The new amendment to the criminal procedure code will replace the PI with a ‘sufficiency trial’ in the Grand Court, where the evidence will be submitted in written form. Speaking in the LA earlier this month, the AG said that innocent people would still have a chance to be heard, but Pollack argues that there are real concerns about the preliminary inquiry’s removal.
“The inherent danger is that anyone charged with this type of offence (Category A) has no remedy where there is no cogent or slim evidence and are forced into long and damaging trials,” Pollack said.
Polack also noted that the rejection of fifteen firearms cases alone should be enough to sound the warning that removing the PI could see people committed to Grand Court trial on little evidence. The attorney points out that with the implementation of modern human rights provisions for the Cayman Islands next year, this amendment goes against the spirit and direction of those rights.
“As the chief justice recently stated, legislative reform cannot be the only response to crime and that a raft of legislative reforms was being used to respond to the crime crisis,” Polack said in a letter to the governor, as he urged the UK government to consider the importance of the preservation of the preliminary inquiry for the local justice system.
The amendments to the Criminal Procedure Code will see a number of other changes, including the downgrading of some offences from Category B to C, allows the crown to join summary offences with grand court offences and abolishes the rule prohibiting murder to be charged with any other indictment.
Category: Headline News
No, you are wrong. In England and Wales the law changed some time ago (4 April 2005). Offences triable only on indictment (the most serious ones) are sent directly to the Crown Court (s.51 Crime and Disorder Act 1998 (as amended)). It is not until a matter is before the Crown Court that a defendant can apply to dismiss the charges inthese cases.
One advantage (sic) of doing away with PIs is that it would avoid RCIPS having to go through an often embarrassing public examination of their conduct during investigations before the actual trial takes place.
Taking aside that consideration, I think the biggest problem with this proposal is that it goes against the basic principles of English Law, where Committal Proceedings before Magistrates precede trials in higher courts.
Not anymore, most serious cases in the UK are transferred to the Crown Court.

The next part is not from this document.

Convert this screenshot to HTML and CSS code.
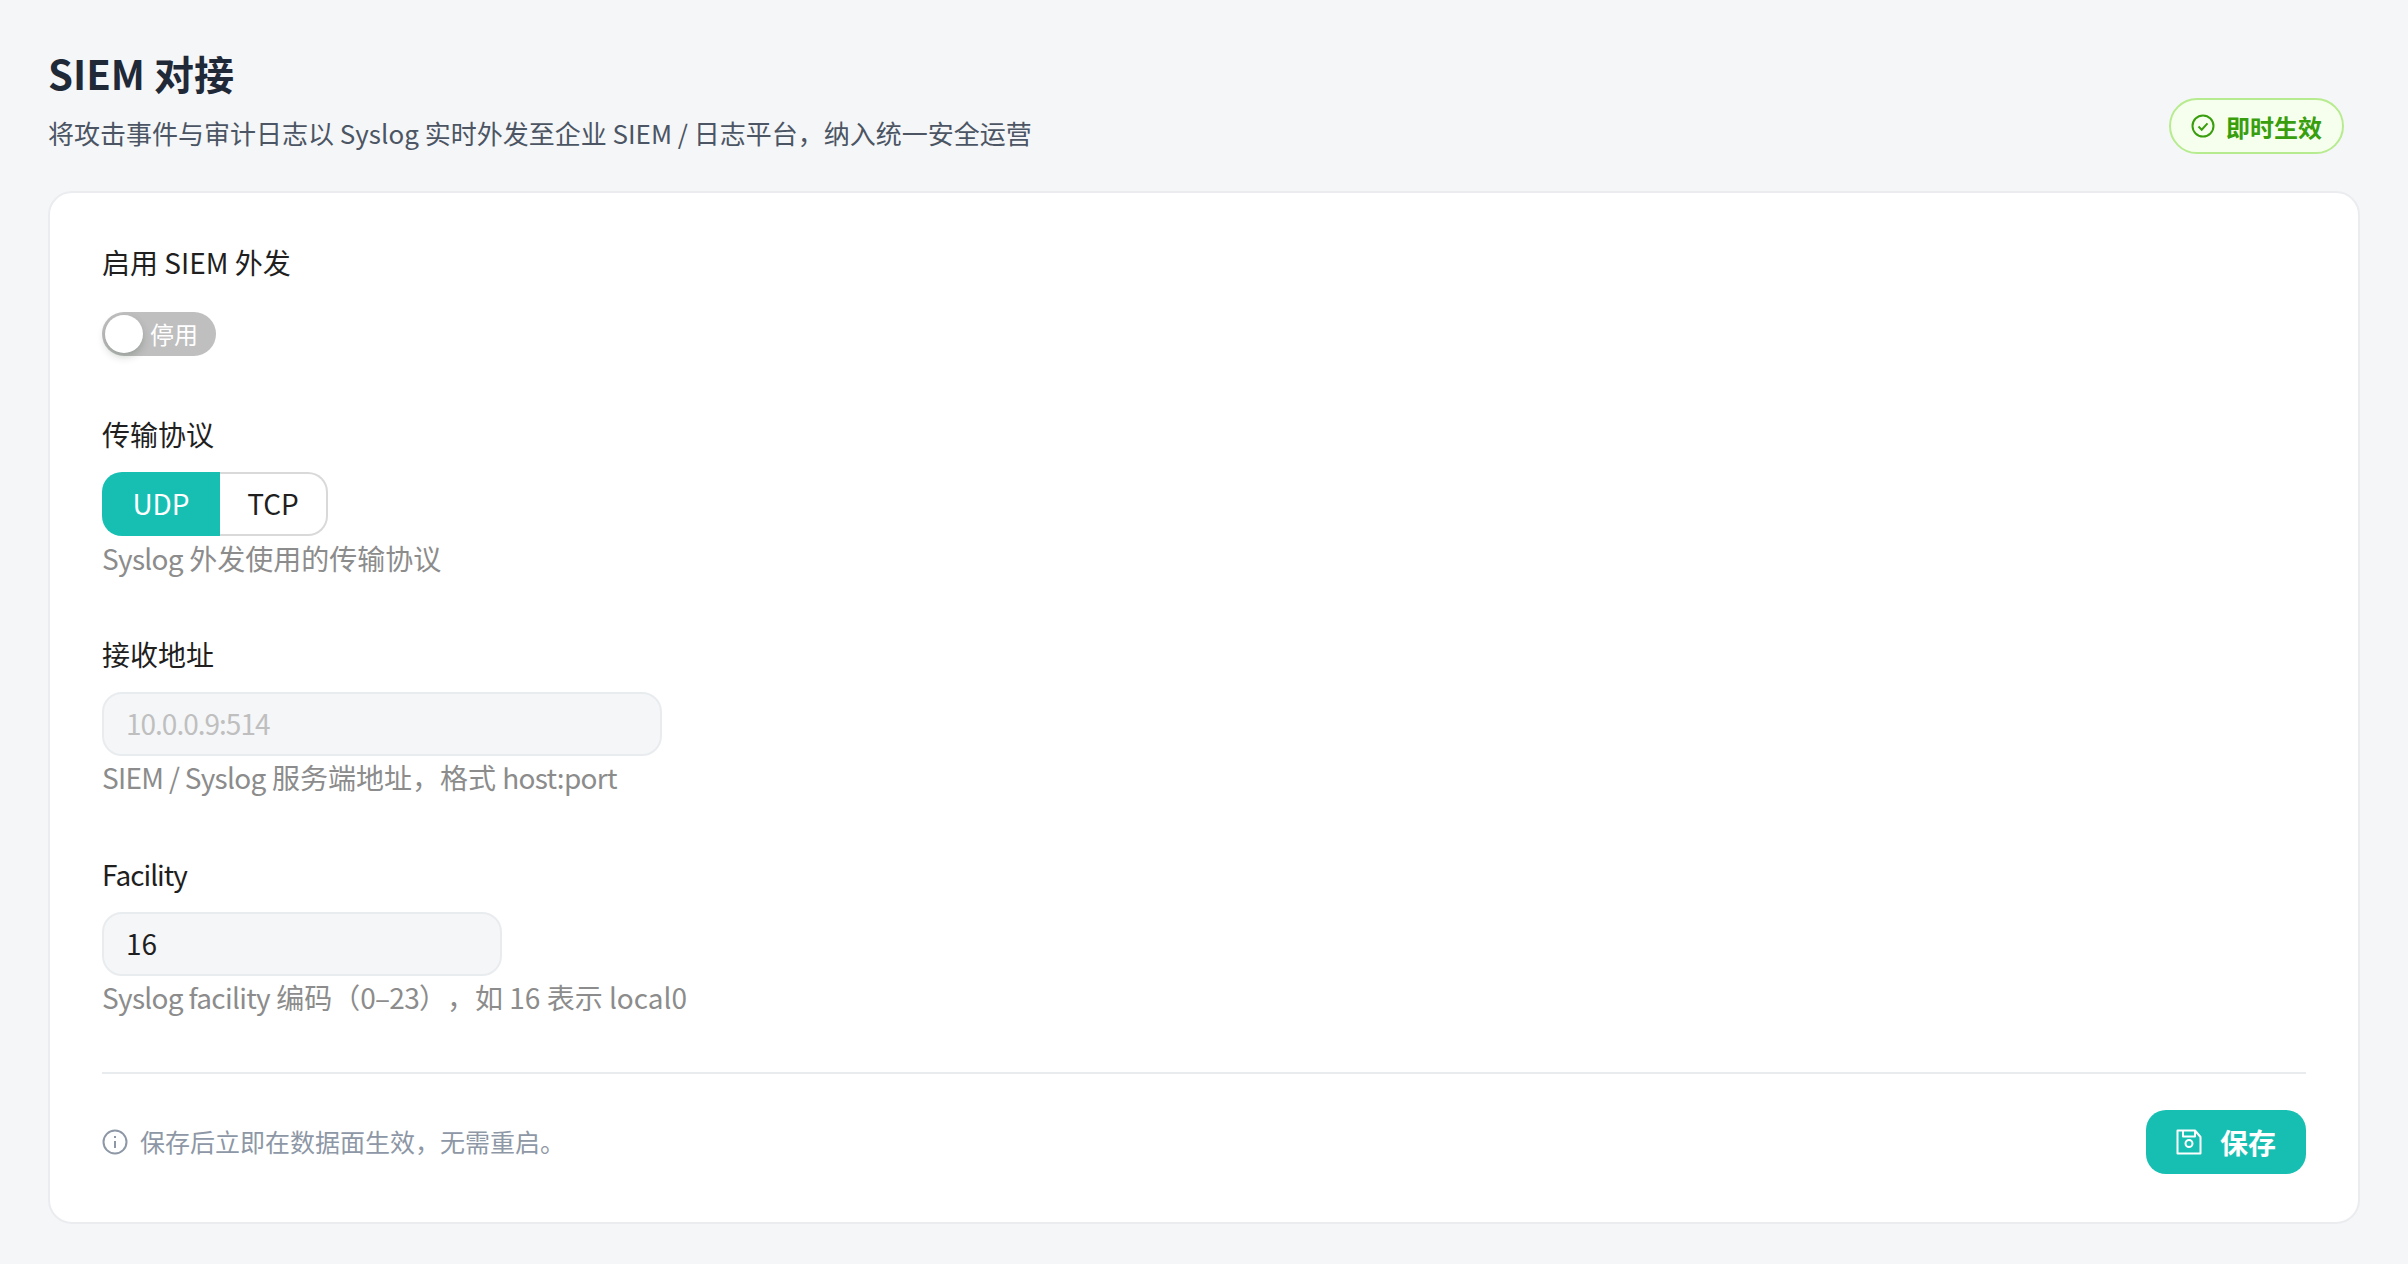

Someone worked out that it was a waste of time to have to wait for the committal, and it was right to let the Crown Court manage the case. This is bringing in line with what happens in the Uk. Once a person is charged with an indictable offence, then the first court appearance transfers the matter to the higher court, who then are responsible for case management.
I think you are confusing the issue.
This is the current legal position in the UK –
If the defendant does wish to challenge the evidence, committal proceedings will take place under section 6(1) of the Magistrates Courts Act 1980 (MCA 1980): the magistrates, sitting as examining justices, will consider the statements and exhibits tendered by the prosecution. There will be no oral evidence and the defence are not entitled to present any evidence at all, documentary or otherwise. After considering the evidence, which is read out, and hearing submissions from both parties, the court will decide whether there is sufficient evidence to put the defendant on trial by jury. If the court finds that there is, the defendant is committed to the Crown Court to stand trial. If the court finds that there is not, the defendant is discharged.
If the defendant does not wish to challenge the evidence at the committal stage s/he may agree to committal proceedings taking place under section 6(2) of the Magistrates’ Courts Act 1980, in which case there will be no consideration of the evidence. These proceedings are known as “paper” committals: the original signed statements (or a copy of the signed statements) are served on the court at the hearing. The evidence is not read to the court. As soon as it is known that committal proceedings are to be held, the defendant’s agreement to this form of committal should be sought.
By-passing committal proceedings is not, as you seem to be suggesting, an automatic process and defendant(s) can still challenge evidence at a committal hearing if they choose to do so – the crucial thing is that this decision rests with the defendant, not the judiciary.